Así está la sociedad de enferma; así las infancias rotas, alienadas por el internet y sus estándares demenciales de belleza y éxito.

Pero hay historias que parecen de ficción y suceden en la puerta de al lado.

Conocí a Natalia Andrade hace casi 10 años, siempre fue amable, alegre y educada. Una madre de familia que amaba a su hijo y trabajaba para sacarlo adelante. Nunca se metió en problemas, sin embargo, hace tres meses alguien la asesinó. El escándalo no tardó en esparcirse puesto que la escena del crimen se dio en uno de los fraccionamientos de moda en Puebla: Lomas de Angelópolis.

A Natalia la asesinaron, y las especulaciones no tardaron en comenzar, sin embargo, nada de lo que se pensaba resultó cierto. Uno podría pensar que por las características del crimen, hubiese sido pasional o alguno de esos terribles “accidentes” que les suceden a los hombres que se enojan mucho mucho con las mujeres… tanto tanto que acaban matándolas.

Pero no.

Lo de Natalia, al parecer, no fue un feminicidio – tomando en cuenta que el feminicidio tiene como móvil el odio de género, matar por el hecho de ser mujer–.
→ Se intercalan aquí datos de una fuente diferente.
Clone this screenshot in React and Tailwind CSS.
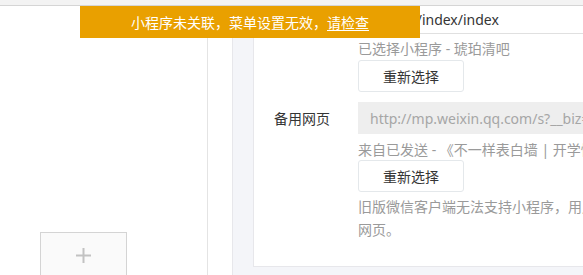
export default function App() {
  const font = { fontFamily: '"Noto Sans", "Noto Sans CJK SC", sans-serif' };
  return (
    <div className="relative w-[583px] h-[275px] overflow-hidden bg-white text-[14px]" style={font}>
      <div className="h-[6px] bg-[#f3f3f3] border-b border-[#d5d5d5]" />
      <div className="flex h-[269px]">
        <div className="w-[208px] shrink-0 border-r border-[#e4e4e4] bg-white pt-[226px] pl-[40px]">
          <div className="w-[87px] h-[60px] border border-[#d4d4d4] bg-[#fafafa] flex justify-center pt-[15px]">
            <svg width="15" height="15" viewBox="0 0 15 15">
              <rect x="0" y="6.5" width="15" height="2" fill="#c2c2c2" />
              <rect x="6.5" y="0" width="2" height="15" fill="#c2c2c2" />
            </svg>
          </div>
        </div>
        <div className="w-[24px] shrink-0 bg-white" />
        <div className="flex-1 bg-[#f4f5f9] border-l border-[#e7e7eb] pl-[20px] min-w-0">
          <div className="h-[261px] bg-white border-l border-b border-[#e7e7eb] overflow-hidden">
            <div className="flex">
              <div className="w-[104px] shrink-0 pl-[20px] h-[28px] flex items-center text-[#353535]">小程序路径</div>
              <div className="flex-1 min-w-0">
                <div className="h-[28px] border-l border-b border-[#e0e0e0] pl-[18px] flex items-center text-[#353535] whitespace-nowrap">
                  pages/index/index
                </div>
                <div className="mt-[5px] leading-[20px] text-[#9a9a9a] whitespace-nowrap">已选择小程序 - 琥珀清吧</div>
                <button className="mt-[1px] w-[106px] h-[32px] border border-[#e4e8eb] rounded-[3px] bg-white text-[#353535] flex items-center justify-center">
                  重新选择
                </button>
              </div>
            </div>
            <div className="flex mt-[10px]">
              <div className="w-[104px] shrink-0 pl-[20px] h-[32px] flex items-center text-[#353535]">备用网页</div>
              <div className="flex-1 min-w-0">
                <div className="h-[32px] bg-[#eeeeee] pl-[12px] flex items-center text-[#a6a6a6] whitespace-nowrap overflow-hidden">
                  http://mp.weixin.qq.com/s?__biz=MzI4NjQ2MDA5Mw==
                </div>
                <div className="mt-[6px] leading-[20px] text-[#9a9a9a] whitespace-nowrap">来自已发送 - 《不一样表白墙 | 开学快乐》</div>
                <button className="w-[106px] h-[32px] border border-[#e4e8eb] rounded-[3px] bg-white text-[#353535] flex items-center justify-center">
                  重新选择
                </button>
                <div className="mt-[3px] leading-[23px] text-[#9a9a9a] whitespace-nowrap">
                  旧版微信客户端无法支持小程序，用户点击菜单时将会打开备用
                  <br />
                  网页。
                </div>
              </div>
            </div>
          </div>
        </div>
      </div>
      <div className="absolute left-[80px] top-[6px] w-[340px] h-[32px] bg-[#e9a000] flex items-center justify-center text-white text-[14px]">
        <span>
          小程序未关联，菜单设置无效，<span className="underline underline-offset-2">请检查</span>
        </span>
      </div>
    </div>
  );
}
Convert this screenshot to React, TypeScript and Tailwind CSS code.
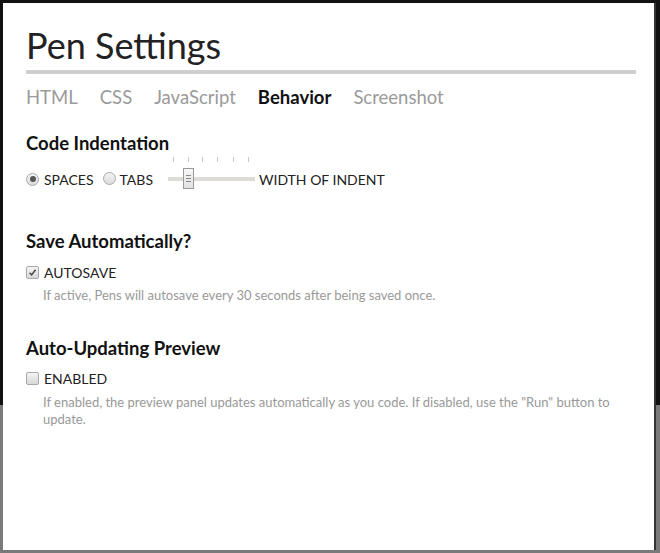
import React from 'react';

const font = { fontFamily: 'Lato, "Open Sans", sans-serif' };

function Radio({ checked }: { checked?: boolean }) {
  return (
    <span className="inline-flex h-[13px] w-[13px] items-center justify-center rounded-full border border-[#a9a9a9] bg-gradient-to-b from-[#f4f4f4] to-[#dcdcdc]">
      {checked && <span className="h-[6px] w-[6px] rounded-full bg-[#555]" />}
    </span>
  );
}

function Checkbox({ checked }: { checked?: boolean }) {
  return (
    <span className="inline-flex h-[13px] w-[13px] items-center justify-center rounded-[2px] border border-[#a9a9a9] bg-gradient-to-b from-[#f4f4f4] to-[#d8d8d8]">
      {checked && (
        <svg width="9" height="9" viewBox="0 0 10 10">
          <path d="M1.8 5.4 L4 7.6 L8.4 2" fill="none" stroke="#444" strokeWidth="1.6" />
        </svg>
      )}
    </span>
  );
}

function Slider() {
  const ticks = [5, 20, 34, 49, 65, 80];
  return (
    <div className="relative ml-[15px] h-[32px] w-[87px]">
      <div className="absolute left-0 right-0 top-[-6px] h-[6px]">
        {ticks.map((t) => (
          <span key={t} className="absolute top-0 h-[5px] w-px bg-[#c8c8c8]" style={{ left: t }} />
        ))}
      </div>
      <div className="absolute left-0 right-0 top-[14px] h-[4px] bg-[#dedbd6]" />
      <div className="absolute left-[15px] top-[5px] flex h-[21px] w-[11px] flex-col items-center justify-center gap-[2px] border border-[#9a9a9a] bg-gradient-to-b from-[#f7f7f7] to-[#e2e2e2]">
        <span className="h-px w-[5px] bg-[#888]" />
        <span className="h-px w-[5px] bg-[#888]" />
        <span className="h-px w-[5px] bg-[#888]" />
      </div>
    </div>
  );
}

export default function App() {
  return (
    <div className="relative h-[553px] w-[660px] overflow-hidden" style={font}>
      <div className="flex h-full flex-col">
        <div className="h-[405px] bg-[#111]" />
        <div className="flex-1 bg-[#7a7a7a]" />
      </div>

      <div className="absolute left-[3px] top-[3px] h-[547px] w-[653px] border-r-2 border-[#333] bg-white pl-[23px] pr-[20px] text-[#111]">
        <h1 className="pt-[20px] text-[36px] leading-[44px] text-[#222]">Pen Settings</h1>
        <div className="mt-[3px] h-[4px] w-[610px] bg-[#cfcfcf]" />

        <nav className="mt-[11px] flex gap-[22px] text-[18.5px] leading-[24px] text-[#9a9a9a]">
          <span>HTML</span>
          <span>CSS</span>
          <span>JavaScript</span>
          <span className="font-bold text-[#111]">Behavior</span>
          <span>Screenshot</span>
        </nav>

        <section className="mt-[22px]">
          <h2 className="text-[18.5px] font-bold leading-[24px]">Code Indentation</h2>
          <div className="mt-[8px] flex items-center text-[14px] uppercase text-[#222]">
            <Radio checked />
            <span className="ml-[5px]">Spaces</span>
            <span className="ml-[9px]"><Radio /></span>
            <span className="ml-[4px]">Tabs</span>
            <Slider />
            <span className="ml-[4px]">Width of Indent</span>
          </div>
        </section>

        <section className="mt-[34px]">
          <h2 className="text-[18.5px] font-bold leading-[24px]">Save Automatically?</h2>
          <div className="mt-[9px] flex items-center gap-[5px] text-[14px] text-[#222]">
            <Checkbox checked />
            <span>AUTOSAVE</span>
          </div>
          <p className="ml-[17px] mt-[4px] text-[13px] leading-[17px] text-[#999]">
            If active, Pens will autosave every 30 seconds after being saved once.
          </p>
        </section>

        <section className="mt-[32px]">
          <h2 className="text-[18.5px] font-bold leading-[24px]">Auto-Updating Preview</h2>
          <div className="mt-[8px] flex items-center gap-[5px] text-[14px] text-[#222]">
            <Checkbox />
            <span>ENABLED</span>
          </div>
          <p className="ml-[17px] mt-[5px] w-[580px] text-[13px] leading-[17px] text-[#999]">
            If enabled, the preview panel updates automatically as you code. If disabled, use the "Run" button to update.
          </p>
        </section>
      </div>
    </div>
  );
}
La cosa aquí está más podrida, porque a Natalia no la habría matado un asaltante, ni un despechado, ni un enemigo. El asesino de Natalia vivía muy cerca, entraba a su casa con normalidad, como entra un amigo. De hecho, era un amigo, pero no de ella. Porque las mujeres de 40 y tantos no tienen amigos de 12 años. El que sí tenía un amigo de 12 años era su pequeño hijo, de 11.
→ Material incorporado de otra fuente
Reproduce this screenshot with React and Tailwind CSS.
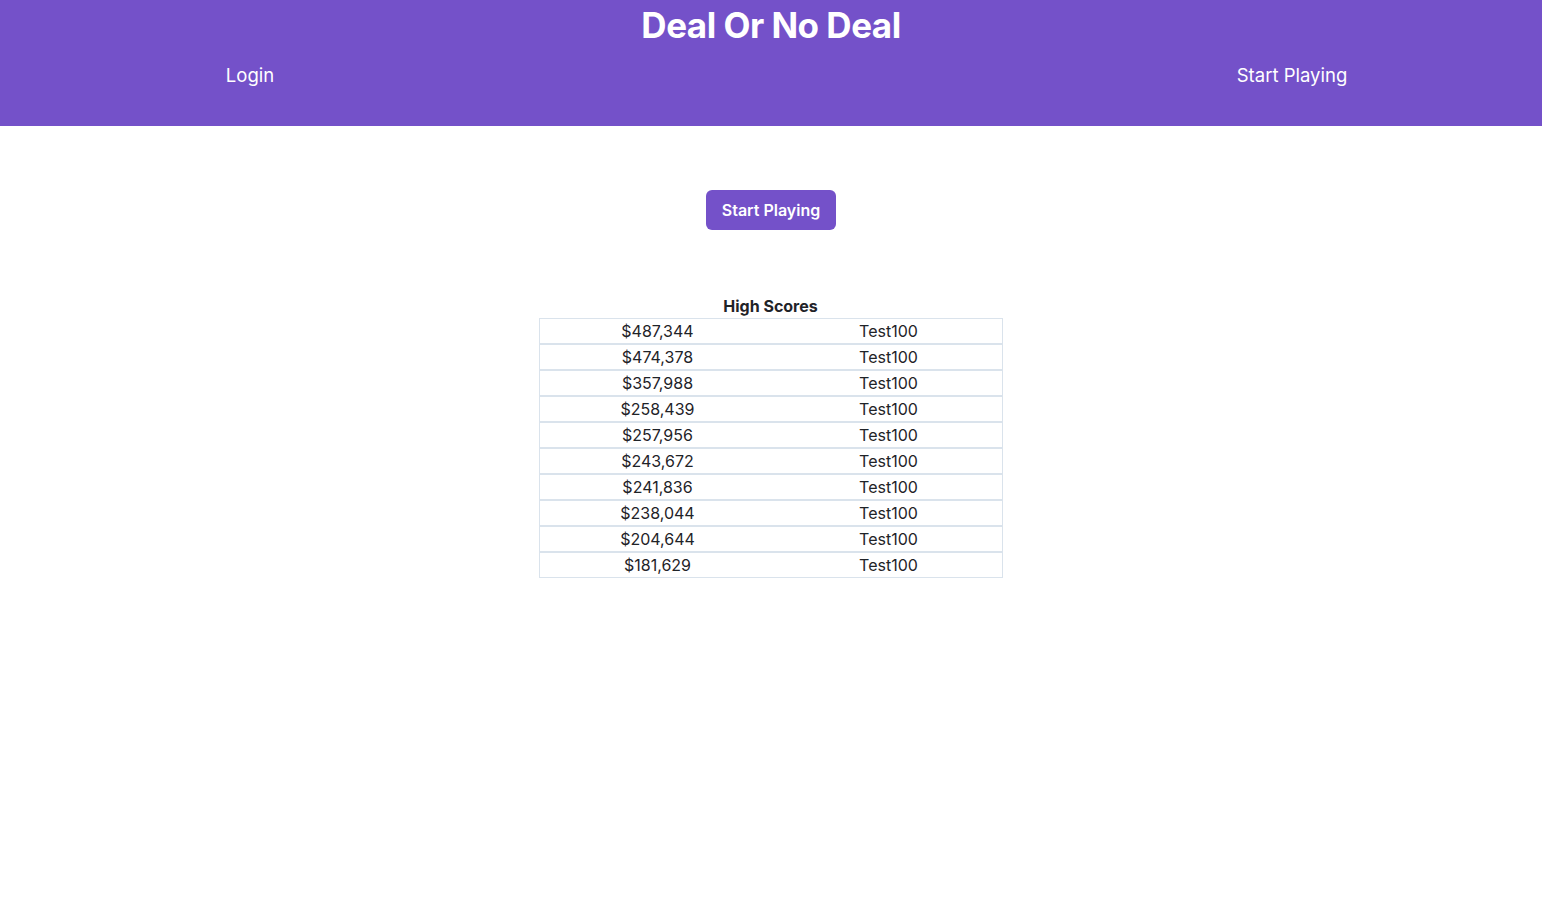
export default function App() {
  const scores = [
    ["$487,344", "Test100"],
    ["$474,378", "Test100"],
    ["$357,988", "Test100"],
    ["$258,439", "Test100"],
    ["$257,956", "Test100"],
    ["$243,672", "Test100"],
    ["$241,836", "Test100"],
    ["$238,044", "Test100"],
    ["$204,644", "Test100"],
    ["$181,629", "Test100"],
  ];
  return (
    <div className="min-h-screen bg-white text-[#1f2328]" style={{ fontFamily: "Inter, 'Noto Sans', sans-serif" }}>
      <header className="h-[126px] bg-[#7451c9] pt-[5px] text-white">
        <h1 className="text-center text-[35px] font-bold leading-10 tracking-[-0.5px]">Deal Or No Deal</h1>
        <nav className="mt-4 flex justify-between">
          <div className="w-[500px] text-center text-[18.5px] leading-7">Login</div>
          <div className="w-[500px] text-center text-[18.5px] leading-7">Start Playing</div>
        </nav>
      </header>
      <main className="flex flex-col items-center">
        <button className="mt-16 h-10 w-[130px] rounded-md bg-[#7451c9] text-base font-semibold text-white">
          Start Playing
        </button>
        <div className="mt-16 ml-[-1px] w-[464px]">
          <div className="text-center text-base font-bold leading-6">High Scores</div>
          {scores.map(([amt, name], i) => (
            <div key={i} className="flex h-[26px] border border-[#dae3ec] text-base leading-6">
              <div className="w-[236px] text-center">{amt}</div>
              <div className="flex-1 text-center">{name}</div>
            </div>
          ))}
        </div>
      </main>
    </div>
  );
}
Alex  N, alumno del prestigiado Colegio Oriente, y vecino de Lomas de Angelópolis, presuntamente entró a uno de esos retos estúpidos que hacen los jóvenes en internet. No se sabe en qué consistía dicho reto. Lo que sí sabemos hoy es que la cosa le salió muy mal, y acabó matando a la mamá de su amigo. A Natalia Andrade.
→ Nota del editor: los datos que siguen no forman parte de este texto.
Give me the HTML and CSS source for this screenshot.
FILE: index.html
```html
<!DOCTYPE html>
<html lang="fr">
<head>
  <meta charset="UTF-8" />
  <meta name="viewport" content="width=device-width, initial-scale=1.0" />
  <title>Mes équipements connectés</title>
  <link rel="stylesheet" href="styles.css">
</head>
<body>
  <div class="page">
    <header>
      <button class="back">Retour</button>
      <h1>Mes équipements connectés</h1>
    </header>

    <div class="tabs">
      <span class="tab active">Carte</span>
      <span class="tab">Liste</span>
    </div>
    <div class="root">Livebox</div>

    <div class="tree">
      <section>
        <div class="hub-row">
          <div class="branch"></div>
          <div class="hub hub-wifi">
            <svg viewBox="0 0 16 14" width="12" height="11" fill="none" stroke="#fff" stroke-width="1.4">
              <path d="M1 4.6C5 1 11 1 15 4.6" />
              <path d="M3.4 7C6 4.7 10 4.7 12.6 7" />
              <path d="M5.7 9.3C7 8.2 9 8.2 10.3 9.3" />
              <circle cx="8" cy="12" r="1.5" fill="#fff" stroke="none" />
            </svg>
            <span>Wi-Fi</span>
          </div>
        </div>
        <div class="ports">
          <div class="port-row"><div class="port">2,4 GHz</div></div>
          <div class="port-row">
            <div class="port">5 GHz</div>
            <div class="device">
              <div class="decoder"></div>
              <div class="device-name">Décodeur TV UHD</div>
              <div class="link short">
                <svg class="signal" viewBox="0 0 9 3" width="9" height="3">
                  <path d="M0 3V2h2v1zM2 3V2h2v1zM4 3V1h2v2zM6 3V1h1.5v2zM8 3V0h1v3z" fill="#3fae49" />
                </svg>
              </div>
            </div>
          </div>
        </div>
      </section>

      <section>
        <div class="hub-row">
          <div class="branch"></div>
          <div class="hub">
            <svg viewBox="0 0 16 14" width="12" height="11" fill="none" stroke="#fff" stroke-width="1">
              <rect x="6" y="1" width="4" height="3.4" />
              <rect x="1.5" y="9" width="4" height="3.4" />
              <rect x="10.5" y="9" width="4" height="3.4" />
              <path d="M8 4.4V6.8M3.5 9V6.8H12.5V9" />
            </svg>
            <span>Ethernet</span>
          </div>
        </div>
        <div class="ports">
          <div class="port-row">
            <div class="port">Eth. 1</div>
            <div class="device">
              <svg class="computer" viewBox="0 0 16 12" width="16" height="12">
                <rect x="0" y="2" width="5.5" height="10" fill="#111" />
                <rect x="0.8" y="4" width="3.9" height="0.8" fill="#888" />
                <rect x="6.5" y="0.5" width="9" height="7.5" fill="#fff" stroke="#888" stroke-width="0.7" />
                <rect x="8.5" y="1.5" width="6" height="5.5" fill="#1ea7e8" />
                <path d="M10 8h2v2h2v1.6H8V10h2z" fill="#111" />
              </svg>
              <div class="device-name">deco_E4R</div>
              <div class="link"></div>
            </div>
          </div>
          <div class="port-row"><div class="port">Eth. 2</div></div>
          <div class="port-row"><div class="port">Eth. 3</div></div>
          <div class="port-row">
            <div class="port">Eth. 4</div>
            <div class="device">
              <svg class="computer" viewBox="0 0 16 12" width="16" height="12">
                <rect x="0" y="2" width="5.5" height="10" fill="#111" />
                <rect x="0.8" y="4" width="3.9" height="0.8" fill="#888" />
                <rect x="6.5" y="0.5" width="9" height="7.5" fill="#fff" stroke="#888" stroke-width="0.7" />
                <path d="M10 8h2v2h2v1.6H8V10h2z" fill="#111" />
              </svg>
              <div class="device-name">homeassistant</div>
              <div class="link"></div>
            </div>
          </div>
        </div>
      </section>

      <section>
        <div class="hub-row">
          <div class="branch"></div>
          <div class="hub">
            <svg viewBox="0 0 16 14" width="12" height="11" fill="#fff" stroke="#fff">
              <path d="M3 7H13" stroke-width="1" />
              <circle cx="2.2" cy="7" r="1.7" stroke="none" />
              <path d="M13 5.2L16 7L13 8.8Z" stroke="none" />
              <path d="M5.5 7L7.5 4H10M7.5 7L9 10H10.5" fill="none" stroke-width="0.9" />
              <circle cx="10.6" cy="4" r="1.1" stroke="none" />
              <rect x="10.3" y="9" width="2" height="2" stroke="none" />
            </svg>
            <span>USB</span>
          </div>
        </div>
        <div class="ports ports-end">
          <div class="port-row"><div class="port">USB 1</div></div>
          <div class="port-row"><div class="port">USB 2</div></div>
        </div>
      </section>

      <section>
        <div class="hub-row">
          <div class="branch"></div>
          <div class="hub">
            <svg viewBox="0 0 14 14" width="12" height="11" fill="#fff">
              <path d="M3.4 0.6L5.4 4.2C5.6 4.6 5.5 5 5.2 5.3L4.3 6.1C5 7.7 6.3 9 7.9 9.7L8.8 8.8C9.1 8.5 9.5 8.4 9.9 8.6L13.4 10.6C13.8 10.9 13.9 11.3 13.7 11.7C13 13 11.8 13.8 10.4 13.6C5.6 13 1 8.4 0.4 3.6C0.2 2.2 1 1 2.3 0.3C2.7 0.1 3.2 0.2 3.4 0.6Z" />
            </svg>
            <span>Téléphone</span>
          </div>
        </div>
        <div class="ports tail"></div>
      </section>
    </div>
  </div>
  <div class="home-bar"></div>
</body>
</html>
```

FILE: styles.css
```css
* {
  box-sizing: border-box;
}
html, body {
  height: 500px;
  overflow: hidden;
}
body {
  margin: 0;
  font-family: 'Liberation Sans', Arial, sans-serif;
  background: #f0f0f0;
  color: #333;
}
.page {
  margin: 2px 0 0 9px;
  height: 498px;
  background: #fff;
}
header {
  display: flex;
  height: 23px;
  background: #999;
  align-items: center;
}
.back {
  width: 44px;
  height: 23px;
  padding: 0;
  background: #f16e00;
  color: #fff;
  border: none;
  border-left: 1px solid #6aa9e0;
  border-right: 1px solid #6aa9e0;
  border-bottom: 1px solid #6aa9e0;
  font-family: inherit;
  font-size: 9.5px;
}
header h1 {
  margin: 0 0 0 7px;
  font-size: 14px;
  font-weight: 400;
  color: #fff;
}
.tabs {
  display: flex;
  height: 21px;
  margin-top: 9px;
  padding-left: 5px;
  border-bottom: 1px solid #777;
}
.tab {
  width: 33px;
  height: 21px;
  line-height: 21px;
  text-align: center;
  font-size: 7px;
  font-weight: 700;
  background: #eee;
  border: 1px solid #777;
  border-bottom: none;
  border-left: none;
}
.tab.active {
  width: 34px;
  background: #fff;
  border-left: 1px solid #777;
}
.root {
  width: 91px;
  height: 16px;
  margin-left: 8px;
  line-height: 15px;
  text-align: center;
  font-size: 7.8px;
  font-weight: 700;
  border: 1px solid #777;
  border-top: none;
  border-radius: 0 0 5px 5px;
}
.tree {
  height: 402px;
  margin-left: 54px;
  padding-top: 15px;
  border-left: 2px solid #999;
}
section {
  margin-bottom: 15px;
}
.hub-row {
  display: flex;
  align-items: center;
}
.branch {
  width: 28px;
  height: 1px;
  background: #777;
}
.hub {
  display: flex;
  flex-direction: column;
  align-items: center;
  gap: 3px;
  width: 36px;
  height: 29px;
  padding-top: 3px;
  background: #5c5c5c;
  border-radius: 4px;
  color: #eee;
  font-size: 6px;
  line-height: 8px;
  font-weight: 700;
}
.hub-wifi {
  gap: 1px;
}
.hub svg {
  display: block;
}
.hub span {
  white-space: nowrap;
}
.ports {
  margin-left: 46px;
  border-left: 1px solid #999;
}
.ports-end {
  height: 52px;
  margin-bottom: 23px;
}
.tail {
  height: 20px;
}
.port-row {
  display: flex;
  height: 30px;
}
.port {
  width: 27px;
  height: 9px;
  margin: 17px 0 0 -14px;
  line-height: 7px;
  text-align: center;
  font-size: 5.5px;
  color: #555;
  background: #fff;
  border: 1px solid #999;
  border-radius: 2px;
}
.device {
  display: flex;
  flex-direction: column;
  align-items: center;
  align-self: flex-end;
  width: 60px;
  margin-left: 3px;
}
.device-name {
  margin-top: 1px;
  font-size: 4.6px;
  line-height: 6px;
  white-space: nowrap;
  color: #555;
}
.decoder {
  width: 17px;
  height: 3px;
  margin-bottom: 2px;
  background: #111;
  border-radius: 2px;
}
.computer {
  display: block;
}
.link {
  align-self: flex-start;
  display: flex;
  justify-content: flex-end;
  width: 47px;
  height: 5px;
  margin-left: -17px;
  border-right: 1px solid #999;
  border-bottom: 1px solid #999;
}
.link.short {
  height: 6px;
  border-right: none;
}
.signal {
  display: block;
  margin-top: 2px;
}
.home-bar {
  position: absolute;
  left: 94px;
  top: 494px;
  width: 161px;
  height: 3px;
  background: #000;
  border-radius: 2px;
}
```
Un niño de 12 años que actúa como una bestia, no será castigado más que con guía y vigilancia psicológica, porque según nuestras leyes porosas, los niños que matan no son delincuentes, sólo un poco tontos, sólo un poco desorientados.

Alex N no pisará ni siquiera una correccional pues  la correccional es para jóvenes más grandes, esos que según los cartabones sociales, ya germinan malicia.

Hoy Alex N ha sido vinculado a proceso, pero quedará impune.

Crecerá libre, quizás con sus propios demonios persiguiéndolo.

O quizá no.

Quizás los niños como Kevin, Como Jamie y como Alex N, han perdido la capacidad de identificar los límites, y son de esa clase de seres humanos que navegan la vida desde lo que Hanna Arendt llamó “la banalidad del mal”.